The Federal Claims court for example is the court that heard challenges to the “don’t ask don’t tell” ban on homosexual service members. It would also likely be the court where challenges to a transgender military ban would play out, experts say.
How much weight to private statements?
When it comes to the judicial confirmation process, some experts say, a nominee’s private statements should not be given much, if any, weight compared to their qualifications and legal writing – particularly in the social media age.
“It would be sad for the country if any lawyer or private attorney or legal academic engaged in Twitter or social media were disqualified from the bench from any intemperate remark they made. I think that would cover a wide swath of people across the ideological spectrum,” says Professor Adler. “The question is what conduct can we expect as a judge.”

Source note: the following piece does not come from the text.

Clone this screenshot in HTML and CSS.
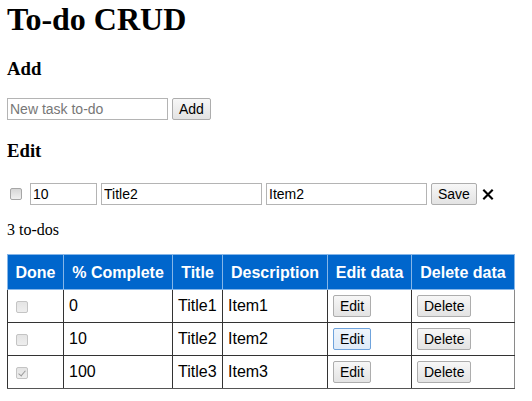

Other legal experts disagree, however.
“Qualifications include views, and views include what people have written, whether it’s in published articles or blog posts,” says Professor Resnik. “Federal judges are called upon all the time to make rapid-order decisions. What they say quickly as well as what they say slowly counts.”
Furthermore, while there are a large number of vacancies in the federal court system, caseloads as a whole have also been gradually declining for a decade. So while there should be an urgency to fill vacancies in the busiest courts, Resnik says, that shouldn’t be the case for every vacancy.
“We’re looking for patience, for kindness, for thoughtfulness, for wisdom, for generosity of spirit, and for understanding the conflicting needs of the different kinds of litigants that come before the court,” she continues. “A [vacancy] crisis shouldn’t be the justification for giving anyone life tenure who doesn’t have the qualities of fair-mindedness and open-mindedness that are requisite for being a good judge.”
Correction: This article has been updated to correct the designation of People of Praise, due to an editing error.